Interesting bit of investigative journalism from the beeb: 

https://www.bbc.com/news/world-us-canada-45324622

Over three decades in the late 20th century, there was a rise in serial homicides in North America. One historian asks whether the ravages of World War Two were a factor. 

Peter Vronsky's fascination with serial killers began when, at 23, he bumped into one in a lift. 

It was 1979, and the Canadian historian was in New York City for work. 

He was impatiently waiting for the lift, which was stalled on the fourth floor of the seedy Travel Inn Motor Hotel, and shot a dirty look at the man who bumped his shoulder as he left the elevator that had finally arrived in the lobby. 

"He kind of just saw through me," says Vronsky. "He looked like a guy in a daze. It's as if I wasn't there." 
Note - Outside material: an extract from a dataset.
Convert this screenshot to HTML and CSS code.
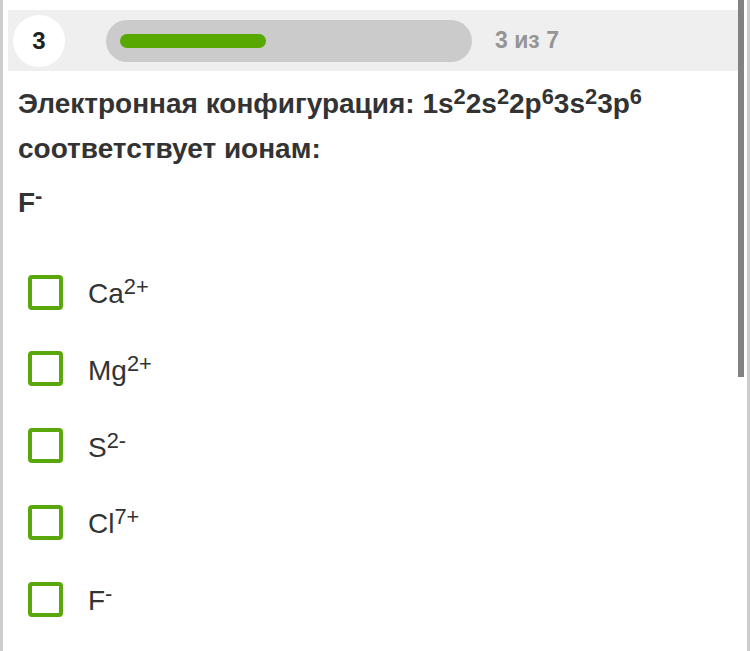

The next morning, Vronsky read about an horrific double murder and mutilationthat had taken place in the hotel the previous day. 

It was a year later, seeing newspaper coverage on the arrest and trial of Richard Cottingham, that he finally realised that the "Butcher of Times Square" and the man in the lift were one and the same. 

It made him wonder: "Where did these monsters come from? What are these things?"

I reckon Vronsky did the murder and set up Cotyingham. It seems a bit too coincidental.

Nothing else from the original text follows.